Emprunts toxiques : l’État français doit-il la jouer à l’américaine ?

Par Mathias Thépot  |   |  922  mots
L'Etat français aura-t-il les moyens de négocier avec les banques d'investissement internationales pour solder l'affaire des emprunts toxiques?
L’appréciation du franc suisse laisse augurer de lourdes pertes pour l’État ou les collectivités locales. La seule issue qui épargnerait les contribuables serait de sanctionner les banques qui ont créé et sont contreparties de ces produits toxiques sur les marchés financiers. Comme les États-Unis, il serait peut-être temps pour la France de faire jouer une justice transactionnelle.

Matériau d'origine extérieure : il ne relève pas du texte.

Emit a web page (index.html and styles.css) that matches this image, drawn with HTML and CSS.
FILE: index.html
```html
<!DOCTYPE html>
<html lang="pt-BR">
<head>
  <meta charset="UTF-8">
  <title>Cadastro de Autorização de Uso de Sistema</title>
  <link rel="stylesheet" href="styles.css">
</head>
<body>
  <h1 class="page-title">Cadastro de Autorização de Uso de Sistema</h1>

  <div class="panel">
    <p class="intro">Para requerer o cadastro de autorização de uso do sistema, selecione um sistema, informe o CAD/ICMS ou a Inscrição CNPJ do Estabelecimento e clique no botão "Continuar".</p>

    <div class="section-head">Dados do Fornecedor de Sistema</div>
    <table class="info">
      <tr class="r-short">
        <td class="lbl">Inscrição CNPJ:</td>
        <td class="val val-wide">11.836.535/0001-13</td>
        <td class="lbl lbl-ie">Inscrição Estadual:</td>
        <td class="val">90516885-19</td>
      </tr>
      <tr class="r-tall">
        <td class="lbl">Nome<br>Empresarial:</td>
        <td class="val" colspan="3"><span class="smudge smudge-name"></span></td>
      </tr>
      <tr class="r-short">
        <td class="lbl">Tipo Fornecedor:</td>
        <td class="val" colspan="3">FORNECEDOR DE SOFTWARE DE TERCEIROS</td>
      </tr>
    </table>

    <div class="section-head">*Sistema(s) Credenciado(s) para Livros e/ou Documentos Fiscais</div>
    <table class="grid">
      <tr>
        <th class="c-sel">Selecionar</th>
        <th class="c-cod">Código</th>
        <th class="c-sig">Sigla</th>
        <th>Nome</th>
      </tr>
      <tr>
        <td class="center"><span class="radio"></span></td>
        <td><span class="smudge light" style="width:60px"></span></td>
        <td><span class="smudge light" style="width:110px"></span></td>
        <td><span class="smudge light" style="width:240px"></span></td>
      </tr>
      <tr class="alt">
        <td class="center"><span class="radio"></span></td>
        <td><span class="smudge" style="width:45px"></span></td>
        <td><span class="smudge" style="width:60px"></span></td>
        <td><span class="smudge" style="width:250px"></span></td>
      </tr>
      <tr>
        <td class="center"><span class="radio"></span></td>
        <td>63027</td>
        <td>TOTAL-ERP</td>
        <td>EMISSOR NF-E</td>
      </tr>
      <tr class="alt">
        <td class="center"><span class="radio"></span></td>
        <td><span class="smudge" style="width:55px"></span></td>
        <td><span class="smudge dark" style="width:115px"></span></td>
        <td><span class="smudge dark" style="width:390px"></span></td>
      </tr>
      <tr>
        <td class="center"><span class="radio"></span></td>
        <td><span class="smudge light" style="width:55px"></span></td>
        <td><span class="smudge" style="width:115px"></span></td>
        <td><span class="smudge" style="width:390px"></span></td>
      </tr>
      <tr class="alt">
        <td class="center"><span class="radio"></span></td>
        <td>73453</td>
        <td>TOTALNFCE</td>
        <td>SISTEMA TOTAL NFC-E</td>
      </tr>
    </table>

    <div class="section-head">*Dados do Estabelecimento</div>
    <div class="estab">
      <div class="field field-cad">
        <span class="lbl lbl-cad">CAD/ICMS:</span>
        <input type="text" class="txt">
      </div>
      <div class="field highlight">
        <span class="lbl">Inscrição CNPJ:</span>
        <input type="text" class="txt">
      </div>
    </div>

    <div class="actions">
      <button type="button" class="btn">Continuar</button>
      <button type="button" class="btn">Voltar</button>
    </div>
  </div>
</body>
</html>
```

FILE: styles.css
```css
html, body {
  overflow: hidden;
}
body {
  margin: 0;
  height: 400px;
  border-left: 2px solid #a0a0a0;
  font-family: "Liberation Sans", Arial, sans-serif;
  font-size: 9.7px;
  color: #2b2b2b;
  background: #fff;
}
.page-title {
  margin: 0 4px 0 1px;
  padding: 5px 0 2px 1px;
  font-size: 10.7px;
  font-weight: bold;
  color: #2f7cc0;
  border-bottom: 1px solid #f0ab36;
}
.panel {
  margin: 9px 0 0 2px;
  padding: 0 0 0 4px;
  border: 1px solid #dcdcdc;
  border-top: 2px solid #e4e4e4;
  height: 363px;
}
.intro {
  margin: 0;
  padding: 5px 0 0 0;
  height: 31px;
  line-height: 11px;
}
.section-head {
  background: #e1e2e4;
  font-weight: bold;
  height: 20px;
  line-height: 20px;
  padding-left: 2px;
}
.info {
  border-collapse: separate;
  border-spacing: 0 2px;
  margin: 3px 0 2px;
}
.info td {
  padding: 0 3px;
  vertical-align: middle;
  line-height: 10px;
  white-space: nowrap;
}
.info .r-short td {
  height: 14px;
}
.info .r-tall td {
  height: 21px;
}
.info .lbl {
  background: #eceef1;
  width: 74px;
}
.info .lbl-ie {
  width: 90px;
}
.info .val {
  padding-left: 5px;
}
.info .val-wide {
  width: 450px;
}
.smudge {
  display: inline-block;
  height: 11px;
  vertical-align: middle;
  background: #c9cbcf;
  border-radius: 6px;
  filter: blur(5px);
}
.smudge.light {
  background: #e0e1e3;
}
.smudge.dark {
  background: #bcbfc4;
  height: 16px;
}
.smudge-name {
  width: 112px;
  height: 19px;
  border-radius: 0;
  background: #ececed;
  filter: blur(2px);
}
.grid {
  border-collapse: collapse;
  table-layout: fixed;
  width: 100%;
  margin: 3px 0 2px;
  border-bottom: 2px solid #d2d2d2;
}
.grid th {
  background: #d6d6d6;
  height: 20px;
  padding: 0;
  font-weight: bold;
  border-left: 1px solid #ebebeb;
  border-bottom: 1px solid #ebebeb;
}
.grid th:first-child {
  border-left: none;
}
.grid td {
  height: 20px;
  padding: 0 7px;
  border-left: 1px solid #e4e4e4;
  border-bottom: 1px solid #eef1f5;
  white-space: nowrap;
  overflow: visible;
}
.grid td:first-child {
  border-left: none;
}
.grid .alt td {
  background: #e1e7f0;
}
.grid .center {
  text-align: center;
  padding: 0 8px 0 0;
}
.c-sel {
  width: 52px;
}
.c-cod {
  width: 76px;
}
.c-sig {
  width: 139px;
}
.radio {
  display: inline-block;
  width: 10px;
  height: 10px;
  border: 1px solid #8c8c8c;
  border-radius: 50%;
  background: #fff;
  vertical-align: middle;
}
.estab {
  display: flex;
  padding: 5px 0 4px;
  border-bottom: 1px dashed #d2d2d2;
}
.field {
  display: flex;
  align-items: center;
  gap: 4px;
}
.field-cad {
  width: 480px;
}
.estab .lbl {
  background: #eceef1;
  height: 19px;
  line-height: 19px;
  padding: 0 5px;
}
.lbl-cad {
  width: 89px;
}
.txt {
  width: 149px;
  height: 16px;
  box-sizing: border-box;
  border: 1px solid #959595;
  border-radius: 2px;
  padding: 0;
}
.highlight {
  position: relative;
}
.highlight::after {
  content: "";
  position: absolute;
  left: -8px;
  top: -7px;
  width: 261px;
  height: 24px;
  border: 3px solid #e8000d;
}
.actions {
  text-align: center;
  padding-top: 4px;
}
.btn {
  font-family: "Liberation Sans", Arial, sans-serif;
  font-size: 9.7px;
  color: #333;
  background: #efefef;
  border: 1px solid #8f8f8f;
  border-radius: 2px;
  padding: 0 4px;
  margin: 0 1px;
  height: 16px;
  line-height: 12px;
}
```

L'appréciation du franc suisse par rapport à l'euro jeudi dernier fait peser de gros risques financiers sur plus de 900 collectivités locales françaises. A 1 franc suisse l'euro, les taux d'intérêt de leurs emprunts qui sont indexés sur la parité euro-franc suisse peuvent côtoyer les 30%... Pour les sortir de la torpeur, le coût global estimé avant l'appréciation du franc suisse était de 6 milliards d'euros. Il s'est désormais renchéri de plusieurs milliards. Si les collectivités devaient assumer seules ce coût, certaines pourraient tomber en faillite. Et si leur banque assume les pertes... ce sera l'État puisque cette banque, la Sfil qui a remplacée Dexia, est désormais publique.

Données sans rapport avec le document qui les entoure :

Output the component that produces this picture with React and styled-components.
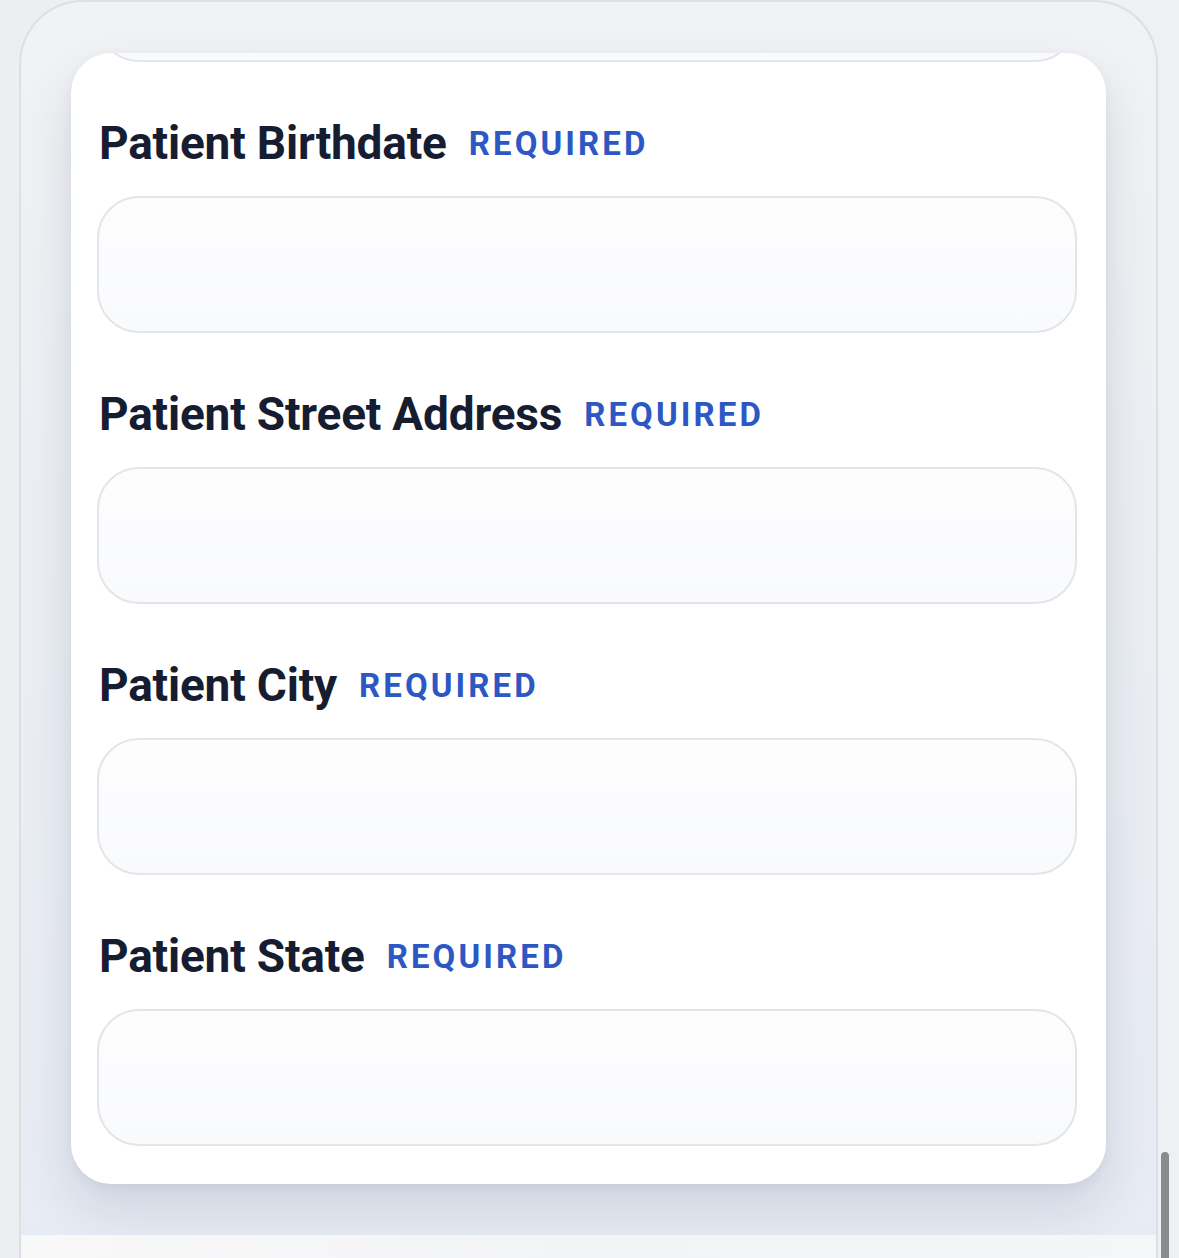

Toute condamnation en justice de la Sfil dans les conflits qui l'opposent aux collectivités  reviendrait donc à faire payer l'État. Bref, représentants des contribuables nationaux et locaux s'entretuent désormais pour savoir qui paiera à la fin.
Dans cette affaire, les autres banques s'en sortent pour l'instant à très bon compte.Les pouvoirs publics leur ont juste imposé de contribuer - par le biais de la taxe sur le risque systémique - à un fonds d'aide aux collectivités insuffisamment doté, et que l'appréciation du franc suisse a de toute façon rendu obsolète.

La Sfil est seule dans cette affaire...

En parallèle, elles ne risquent plus grand chose en justice puisque les deux autres banques françaises actives sur le marché des prêts aux collectivités, les Caisses d'Épargne et Crédit Agricole, ont soldé leurs contentieux en trouvant des accords avec les élus, sentant peut-être le mauvais coup venir. Il ne reste guère que quelques banques étrangères, une entité résiduelle de Dexia et la Sfil qui possèdent dans leur bilan des emprunts vendus aux collectivités françaises indexés sur la parité euro-franc suisse. La Sfil se retrouve en fait bien seule dans cette affaire.

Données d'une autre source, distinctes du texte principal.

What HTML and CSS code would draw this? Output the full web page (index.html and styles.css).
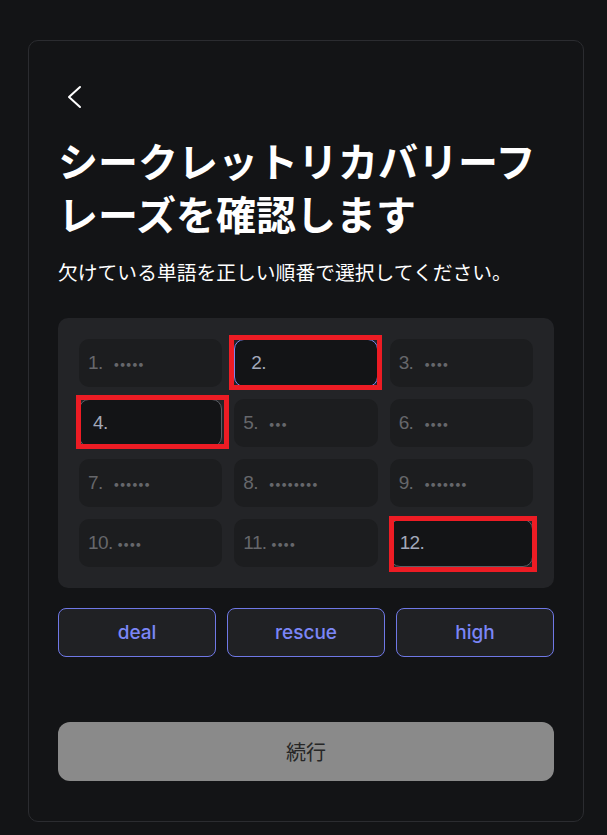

La tournure négative que prennent les événements pose une question: y-a-t-il une solution pour éviter aux contribuables de payer une nouvelle fois la note des errements de Dexia ? Oui, mais cela dépendra de la volonté politique de l'État français qui devra se montrer ferme.
Car il y a une autre catégorie d'acteurs qui est impliquée dans cette affaire et qui en tire d'importants bénéfices financiers : les banques d'investissement qui sont contreparties des emprunts toxiques sur les marchés financiers. Selon nos informations, elles sont françaises (BNP Paribas, Société générale CIB...) et étrangères (UBS, Goldman Sachs, JP Morgan, Deutsche Bank...)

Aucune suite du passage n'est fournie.